## begin

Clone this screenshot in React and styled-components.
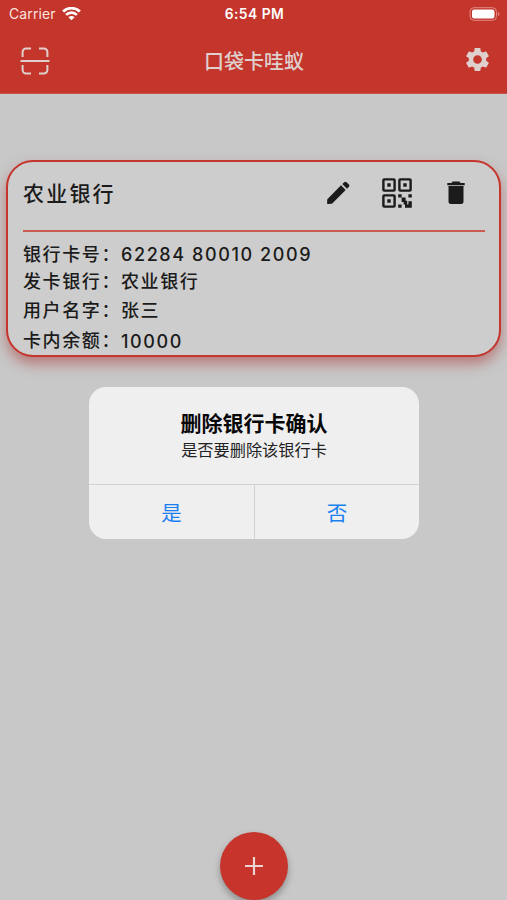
import React from "react";
import styled, { createGlobalStyle } from "styled-components";
import { MdSettings } from "react-icons/md";

const GlobalStyle = createGlobalStyle`
  * {
    box-sizing: border-box;
  }
  body {
    margin: 0;
    background-color: #c8c8c8;
    font-family: Inter, "Noto Sans CJK SC", sans-serif;
  }
`;

const Screen = styled.div`
  position: relative;
  height: 900px;
  overflow: hidden;
  display: flex;
  flex-direction: column;
  background-color: #c8c8c8;
`;

const Header = styled.header`
  height: 94px;
  background-color: #c4352c;
  border-bottom: 1px solid #c6554e;
`;

const StatusBar = styled.div`
  height: 27px;
  padding: 0 7px 0 9px;
  display: grid;
  grid-template-columns: 1fr auto 1fr;
  align-items: center;
  color: #fff;
  font-size: 14px;
`;

const Carrier = styled.div`
  display: flex;
  align-items: center;
  gap: 6px;
  color: #fbe3df;
  letter-spacing: 0.1px;
`;

const Time = styled.div`
  font-size: 13.8px;
  font-weight: 600;
  letter-spacing: 0.5px;
`;

const Battery = styled.svg`
  justify-self: end;
`;

const NavBar = styled.div`
  height: 67px;
  padding: 1px 15px 0 20px;
  display: grid;
  grid-template-columns: 30px 1fr 30px;
  align-items: center;
  color: #dfcfcd;
`;

const Title = styled.h1`
  margin: 1px 4px 0 0;
  text-align: center;
  font-size: 20px;
  font-weight: 500;
  line-height: 28px;
`;

const IconButton = styled.button`
  padding: 0;
  border: 0;
  background: none;
  color: inherit;
  display: grid;
  place-items: center;
`;

const SettingsButton = styled(IconButton)`
  margin-bottom: 3px;
`;

const Card = styled.section`
  height: 197px;
  margin: 66px 6px 0;
  padding: 0 14px 0 15px;
  border: 2.5px solid #c4352c;
  border-radius: 27px;
  background-color: #cdcdcd;
  box-shadow: 0 7px 13px rgba(170, 50, 50, 0.5);
  color: #1b1b1b;
`;

const CardHeader = styled.div`
  height: 68px;
  padding-right: 14px;
  display: flex;
  align-items: center;
  justify-content: space-between;
`;

const Divider = styled.div`
  height: 2px;
  background-color: #ca5c54;
`;

const BankName = styled.h2`
  margin: 0;
  padding-bottom: 9px;
  font-size: 21px;
  font-weight: 500;
  letter-spacing: 2.2px;
`;

const Actions = styled.div`
  display: grid;
  grid-template-columns: 30px 32px 30px;
  column-gap: 28px;
  align-items: center;
  padding-bottom: 7px;
`;

const Details = styled.div`
  padding-top: 8px;
`;

const Row = styled.div`
  height: ${(props) => props.$height}px;
  display: flex;
  align-items: center;
  white-space: nowrap;
  font-size: 18px;
  font-weight: 500;
  letter-spacing: 1.6px;
`;

const Label = styled.span`
  width: 98px;
  padding-bottom: 3px;
`;

const Value = styled.span`
  padding-${(props) => (props.$numeric ? "top" : "bottom")}: ${(props) => (props.$numeric ? 1 : 3)}px;
`;

const Dialog = styled.div`
  position: absolute;
  top: 387px;
  left: 89px;
  width: 330px;
  height: 152px;
  border-radius: 17px;
  background-color: #efefef;
  text-align: center;
  overflow: hidden;
`;

const DialogBody = styled.div`
  height: 97px;
  padding-top: 23px;
`;

const DialogTitle = styled.h3`
  margin: 0;
  font-size: 21px;
  font-weight: 700;
  line-height: 28px;
  color: #080808;
`;

const DialogText = styled.p`
  margin: 0;
  font-size: 16.2px;
  line-height: 25px;
  color: #222;
`;

const DialogActions = styled.div`
  height: 55px;
  display: grid;
  grid-template-columns: 1fr 1fr;
  border-top: 1px solid #d2d2d2;
`;

const DialogButton = styled.button`
  padding: 0;
  border: 0;
  background: none;
  font-family: inherit;
  font-size: 20.5px;
  color: #1a7ff0;
  & + & {
    border-left: 1px solid #d2d2d2;
  }
`;

const AddButton = styled.button`
  position: absolute;
  top: 832px;
  left: 220px;
  width: 68px;
  height: 68px;
  padding: 0;
  border: 0;
  border-radius: 50%;
  display: grid;
  place-items: center;
  background-color: #c6342b;
  box-shadow: 0 4px 7px rgba(0, 0, 0, 0.3);
`;

const WifiIcon = () => (
  <svg width="19" height="14" viewBox="0 0 19 14" fill="none" stroke="#fff">
    <path d="M1.1 4.6a12 12 0 0 1 16.8 0" strokeWidth="2.8" />
    <path d="M4.1 7.9a7.6 7.6 0 0 1 10.8 0" strokeWidth="2.6" />
    <path d="M9.5 13.3 6.4 10.2a4.4 4.4 0 0 1 6.2 0z" fill="#fff" stroke="none" />
  </svg>
);

const ScanIcon = () => (
  <svg width="30" height="28" viewBox="0 0 30 28" fill="none" stroke="currentColor" strokeWidth="2">
    <path d="M2.6 10V5a3.5 3.5 0 0 1 3.5-3.5H11M19 1.5h4.9A3.5 3.5 0 0 1 27.4 5v5M2.6 18v5a3.5 3.5 0 0 0 3.5 3.5H11M19 26.5h4.9a3.5 3.5 0 0 0 3.5-3.5v-5M.5 14h29" />
  </svg>
);

const PencilIcon = () => (
  <svg width="24" height="24" viewBox="0 0 24 24" fill="currentColor">
    <path d="M15 4.3 19.7 9 6.5 22.2a2 2 0 0 1-1.3.6l-3.1.3a.9.9 0 0 1-1-1l.1-3.1a2 2 0 0 1 .6-1.3z" />
    <path d="m16.3 3 1.7-1.6a2 2 0 0 1 2.8 0L22.7 3.200a2 2 0 0 1 0 2.800l-1.700 1.700z" />
  </svg>
);

const QrIcon = () => (
  <svg width="32" height="32" viewBox="0 0 32 32" fill="currentColor">
    <g fill="none" stroke="currentColor" strokeWidth="2.4">
      <rect x="2.4" y="2.4" width="11.2" height="11.2" rx="0.8" />
      <rect x="18.4" y="2.4" width="11.2" height="11.2" rx="0.8" />
      <rect x="2.4" y="18.4" width="11.2" height="11.2" rx="0.8" />
    </g>
    <path d="M6.3 6.3h3.4v3.4H6.3zM22.3 6.3h3.4v3.4h-3.4zM6.3 22.3h3.4v3.4H6.3z" />
    <path d="M17.2 17.2h3.4v3.4h-3.4zM27.4 17.2h3.4v3.4h-3.4zM20.6 20.6h4v3.2h1.6v3.6h-3.6v-2.4h-2zM17.2 27.4h3.4v3.4h-3.4zM27.4 24.2h3.4v6.6H24v-3.4h3.4z" />
  </svg>
);

const TrashIcon = () => (
  <svg width="20" height="24" viewBox="0 0 20 24" fill="currentColor">
    <path d="M6.5.6h7l1 1.4h4.2v2.2H1.3V2h4.2zM2.5 5h15v15.6a2.5 2.5 0 0 1-2.5 2.5H5a2.5 2.5 0 0 1-2.5-2.5z" />
  </svg>
);

const details = [
  { label: "银行卡号：", value: "62284 80010 2009", numeric: true, height: 28 },
  { label: "发卡银行：", value: "农业银行", height: 27 },
  { label: "用户名字：", value: "张三", height: 31 },
  { label: "卡内余额：", value: "10000", numeric: true, height: 29 },
];

const App = () => {
  return (
    <>
      <GlobalStyle />
      <Screen>
        <Header>
          <StatusBar>
            <Carrier>
              Carrier
              <WifiIcon />
            </Carrier>
            <Time>6:54 PM</Time>
            <Battery width="31" height="14" viewBox="0 0 31 14">
              <rect x="1" y=".7" width="26.5" height="12.6" rx="4" fill="none" stroke="#e08b85" />
              <rect x="3" y="2.5" width="22.5" height="9" rx="2.2" fill="#fff" />
              <path d="M29 5v4q1.5-.6 1.5-2T29 5z" fill="#e08b85" />
            </Battery>
          </StatusBar>
          <NavBar>
            <IconButton>
              <ScanIcon />
            </IconButton>
            <Title>口袋卡哇蚁</Title>
            <SettingsButton>
              <MdSettings size={29} />
            </SettingsButton>
          </NavBar>
        </Header>

        <Card>
          <CardHeader>
            <BankName>农业银行</BankName>
            <Actions>
              <IconButton>
                <PencilIcon />
              </IconButton>
              <IconButton>
                <QrIcon />
              </IconButton>
              <IconButton>
                <TrashIcon />
              </IconButton>
            </Actions>
          </CardHeader>
          <Divider />
          <Details>
            {details.map((item) => (
              <Row key={item.label} $height={item.height}>
                <Label>{item.label}</Label>
                <Value $numeric={item.numeric}>{item.value}</Value>
              </Row>
            ))}
          </Details>
        </Card>

        <Dialog>
          <DialogBody>
            <DialogTitle>删除银行卡确认</DialogTitle>
            <DialogText>是否要删除该银行卡</DialogText>
          </DialogBody>
          <DialogActions>
            <DialogButton>是</DialogButton>
            <DialogButton>否</DialogButton>
          </DialogActions>
        </Dialog>

        <AddButton>
          <svg width="18" height="18" viewBox="0 0 18 18" stroke="#ead3d1" strokeWidth="2.2">
            <path d="M9 0v18M0 9h18" />
          </svg>
        </AddButton>
      </Screen>
    </>
  );
};

export default App;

## end

**Exercise details:** Pull out all lines containing "components".

**Exercise answer:**
Clone this screenshot in React and styled-components.
import styled, { createGlobalStyle } from "styled-components";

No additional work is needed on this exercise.